WHAT TO WORK ON |
Leave out any picture and return the remaining listing below exactly as given.

^^^^

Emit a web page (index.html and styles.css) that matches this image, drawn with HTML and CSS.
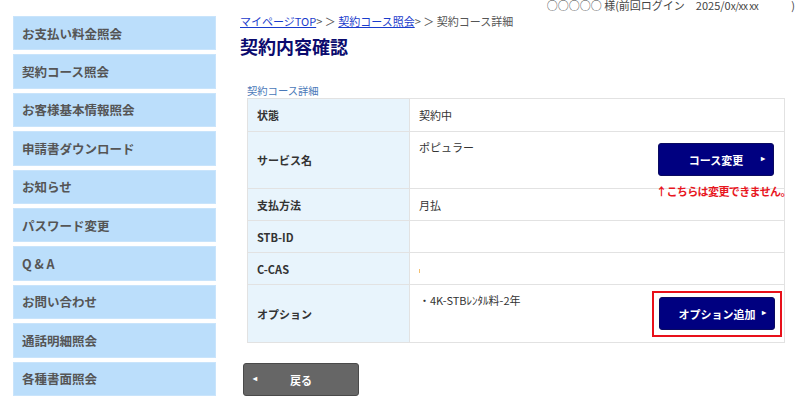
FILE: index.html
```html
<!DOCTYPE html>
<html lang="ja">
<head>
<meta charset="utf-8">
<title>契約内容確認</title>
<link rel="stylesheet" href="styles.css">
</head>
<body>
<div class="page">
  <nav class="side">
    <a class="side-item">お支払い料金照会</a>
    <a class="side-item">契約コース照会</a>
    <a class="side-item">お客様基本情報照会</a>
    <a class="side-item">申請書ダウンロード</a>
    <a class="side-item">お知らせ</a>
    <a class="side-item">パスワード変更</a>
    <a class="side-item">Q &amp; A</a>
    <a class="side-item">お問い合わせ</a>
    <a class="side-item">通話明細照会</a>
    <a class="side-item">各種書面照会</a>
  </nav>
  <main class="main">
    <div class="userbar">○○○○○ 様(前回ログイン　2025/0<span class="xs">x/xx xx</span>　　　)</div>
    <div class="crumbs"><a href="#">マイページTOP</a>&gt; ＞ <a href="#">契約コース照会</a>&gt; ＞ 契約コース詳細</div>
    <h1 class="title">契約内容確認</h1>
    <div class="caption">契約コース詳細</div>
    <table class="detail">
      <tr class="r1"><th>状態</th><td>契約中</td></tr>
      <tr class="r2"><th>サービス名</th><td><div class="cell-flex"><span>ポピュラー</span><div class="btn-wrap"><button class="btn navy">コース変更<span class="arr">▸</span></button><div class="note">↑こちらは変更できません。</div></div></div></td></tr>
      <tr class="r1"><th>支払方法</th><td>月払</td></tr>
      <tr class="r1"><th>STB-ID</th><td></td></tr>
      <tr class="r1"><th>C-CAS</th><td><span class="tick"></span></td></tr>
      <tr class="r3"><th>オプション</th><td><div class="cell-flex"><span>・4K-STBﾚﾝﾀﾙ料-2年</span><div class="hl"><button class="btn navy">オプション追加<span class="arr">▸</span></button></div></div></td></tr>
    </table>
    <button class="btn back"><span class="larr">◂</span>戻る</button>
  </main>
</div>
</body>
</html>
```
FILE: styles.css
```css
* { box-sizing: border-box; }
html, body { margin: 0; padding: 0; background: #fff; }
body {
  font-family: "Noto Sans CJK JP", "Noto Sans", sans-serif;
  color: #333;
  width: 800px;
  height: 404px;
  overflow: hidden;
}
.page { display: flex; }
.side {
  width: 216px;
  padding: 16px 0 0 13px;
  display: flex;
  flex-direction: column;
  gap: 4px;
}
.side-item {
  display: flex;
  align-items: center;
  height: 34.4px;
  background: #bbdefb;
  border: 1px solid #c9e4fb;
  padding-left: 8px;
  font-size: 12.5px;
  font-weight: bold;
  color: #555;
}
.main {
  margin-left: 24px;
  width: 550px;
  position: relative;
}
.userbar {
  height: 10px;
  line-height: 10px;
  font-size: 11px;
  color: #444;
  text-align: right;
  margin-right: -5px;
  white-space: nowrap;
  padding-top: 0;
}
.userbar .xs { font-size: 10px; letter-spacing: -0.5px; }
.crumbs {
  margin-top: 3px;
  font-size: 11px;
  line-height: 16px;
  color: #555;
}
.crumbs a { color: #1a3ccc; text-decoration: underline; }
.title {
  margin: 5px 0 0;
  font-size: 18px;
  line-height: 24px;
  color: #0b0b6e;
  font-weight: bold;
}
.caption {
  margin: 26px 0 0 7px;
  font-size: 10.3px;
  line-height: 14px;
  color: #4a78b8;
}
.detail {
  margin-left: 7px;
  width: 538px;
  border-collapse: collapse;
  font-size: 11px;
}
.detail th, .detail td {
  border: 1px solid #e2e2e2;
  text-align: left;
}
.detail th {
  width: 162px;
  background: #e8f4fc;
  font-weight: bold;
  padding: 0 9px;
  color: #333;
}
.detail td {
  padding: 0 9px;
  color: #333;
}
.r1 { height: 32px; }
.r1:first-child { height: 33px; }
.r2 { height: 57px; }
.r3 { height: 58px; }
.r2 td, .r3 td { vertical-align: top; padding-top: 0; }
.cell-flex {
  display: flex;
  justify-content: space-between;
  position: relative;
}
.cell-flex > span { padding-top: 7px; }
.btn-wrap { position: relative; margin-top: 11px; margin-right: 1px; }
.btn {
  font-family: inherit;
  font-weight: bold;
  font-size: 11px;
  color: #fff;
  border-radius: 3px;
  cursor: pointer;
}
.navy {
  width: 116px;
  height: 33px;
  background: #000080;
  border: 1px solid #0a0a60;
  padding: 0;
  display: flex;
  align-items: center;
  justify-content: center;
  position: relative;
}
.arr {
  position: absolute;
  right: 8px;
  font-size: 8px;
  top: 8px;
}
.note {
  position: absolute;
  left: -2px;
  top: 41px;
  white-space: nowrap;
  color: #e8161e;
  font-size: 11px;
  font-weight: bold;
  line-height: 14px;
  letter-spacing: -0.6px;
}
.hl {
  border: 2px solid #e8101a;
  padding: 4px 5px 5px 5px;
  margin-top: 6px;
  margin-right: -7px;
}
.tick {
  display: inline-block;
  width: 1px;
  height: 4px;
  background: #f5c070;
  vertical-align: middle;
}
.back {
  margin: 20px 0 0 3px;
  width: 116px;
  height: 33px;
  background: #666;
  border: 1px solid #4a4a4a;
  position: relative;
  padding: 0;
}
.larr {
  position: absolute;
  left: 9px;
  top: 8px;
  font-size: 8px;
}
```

^^^^

THE RESULT |
Emit a web page (index.html and styles.css) that matches this image, drawn with HTML and CSS.
FILE: index.html
```html
<!DOCTYPE html>
<html lang="ja">
<head>
<meta charset="utf-8">
<title>契約内容確認</title>
<link rel="stylesheet" href="styles.css">
</head>
<body>
<div class="page">
  <nav class="side">
    <a class="side-item">お支払い料金照会</a>
    <a class="side-item">契約コース照会</a>
    <a class="side-item">お客様基本情報照会</a>
    <a class="side-item">申請書ダウンロード</a>
    <a class="side-item">お知らせ</a>
    <a class="side-item">パスワード変更</a>
    <a class="side-item">Q &amp; A</a>
    <a class="side-item">お問い合わせ</a>
    <a class="side-item">通話明細照会</a>
    <a class="side-item">各種書面照会</a>
  </nav>
  <main class="main">
    <div class="userbar">○○○○○ 様(前回ログイン　2025/0<span class="xs">x/xx xx</span>　　　)</div>
    <div class="crumbs"><a href="#">マイページTOP</a>&gt; ＞ <a href="#">契約コース照会</a>&gt; ＞ 契約コース詳細</div>
    <h1 class="title">契約内容確認</h1>
    <div class="caption">契約コース詳細</div>
    <table class="detail">
      <tr class="r1"><th>状態</th><td>契約中</td></tr>
      <tr class="r2"><th>サービス名</th><td><div class="cell-flex"><span>ポピュラー</span><div class="btn-wrap"><button class="btn navy">コース変更<span class="arr">▸</span></button><div class="note">↑こちらは変更できません。</div></div></div></td></tr>
      <tr class="r1"><th>支払方法</th><td>月払</td></tr>
      <tr class="r1"><th>STB-ID</th><td></td></tr>
      <tr class="r1"><th>C-CAS</th><td><span class="tick"></span></td></tr>
      <tr class="r3"><th>オプション</th><td><div class="cell-flex"><span>・4K-STBﾚﾝﾀﾙ料-2年</span><div class="hl"><button class="btn navy">オプション追加<span class="arr">▸</span></button></div></div></td></tr>
    </table>
    <button class="btn back"><span class="larr">◂</span>戻る</button>
  </main>
</div>
</body>
</html>
```
FILE: styles.css
```css
* { box-sizing: border-box; }
html, body { margin: 0; padding: 0; background: #fff; }
body {
  font-family: "Noto Sans CJK JP", "Noto Sans", sans-serif;
  color: #333;
  width: 800px;
  height: 404px;
  overflow: hidden;
}
.page { display: flex; }
.side {
  width: 216px;
  padding: 16px 0 0 13px;
  display: flex;
  flex-direction: column;
  gap: 4px;
}
.side-item {
  display: flex;
  align-items: center;
  height: 34.4px;
  background: #bbdefb;
  border: 1px solid #c9e4fb;
  padding-left: 8px;
  font-size: 12.5px;
  font-weight: bold;
  color: #555;
}
.main {
  margin-left: 24px;
  width: 550px;
  position: relative;
}
.userbar {
  height: 10px;
  line-height: 10px;
  font-size: 11px;
  color: #444;
  text-align: right;
  margin-right: -5px;
  white-space: nowrap;
  padding-top: 0;
}
.userbar .xs { font-size: 10px; letter-spacing: -0.5px; }
.crumbs {
  margin-top: 3px;
  font-size: 11px;
  line-height: 16px;
  color: #555;
}
.crumbs a { color: #1a3ccc; text-decoration: underline; }
.title {
  margin: 5px 0 0;
  font-size: 18px;
  line-height: 24px;
  color: #0b0b6e;
  font-weight: bold;
}
.caption {
  margin: 26px 0 0 7px;
  font-size: 10.3px;
  line-height: 14px;
  color: #4a78b8;
}
.detail {
  margin-left: 7px;
  width: 538px;
  border-collapse: collapse;
  font-size: 11px;
}
.detail th, .detail td {
  border: 1px solid #e2e2e2;
  text-align: left;
}
.detail th {
  width: 162px;
  background: #e8f4fc;
  font-weight: bold;
  padding: 0 9px;
  color: #333;
}
.detail td {
  padding: 0 9px;
  color: #333;
}
.r1 { height: 32px; }
.r1:first-child { height: 33px; }
.r2 { height: 57px; }
.r3 { height: 58px; }
.r2 td, .r3 td { vertical-align: top; padding-top: 0; }
.cell-flex {
  display: flex;
  justify-content: space-between;
  position: relative;
}
.cell-flex > span { padding-top: 7px; }
.btn-wrap { position: relative; margin-top: 11px; margin-right: 1px; }
.btn {
  font-family: inherit;
  font-weight: bold;
  font-size: 11px;
  color: #fff;
  border-radius: 3px;
  cursor: pointer;
}
.navy {
  width: 116px;
  height: 33px;
  background: #000080;
  border: 1px solid #0a0a60;
  padding: 0;
  display: flex;
  align-items: center;
  justify-content: center;
  position: relative;
}
.arr {
  position: absolute;
  right: 8px;
  font-size: 8px;
  top: 8px;
}
.note {
  position: absolute;
  left: -2px;
  top: 41px;
  white-space: nowrap;
  color: #e8161e;
  font-size: 11px;
  font-weight: bold;
  line-height: 14px;
  letter-spacing: -0.6px;
}
.hl {
  border: 2px solid #e8101a;
  padding: 4px 5px 5px 5px;
  margin-top: 6px;
  margin-right: -7px;
}
.tick {
  display: inline-block;
  width: 1px;
  height: 4px;
  background: #f5c070;
  vertical-align: middle;
}
.back {
  margin: 20px 0 0 3px;
  width: 116px;
  height: 33px;
  background: #666;
  border: 1px solid #4a4a4a;
  position: relative;
  padding: 0;
}
.larr {
  position: absolute;
  left: 9px;
  top: 8px;
  font-size: 8px;
}
```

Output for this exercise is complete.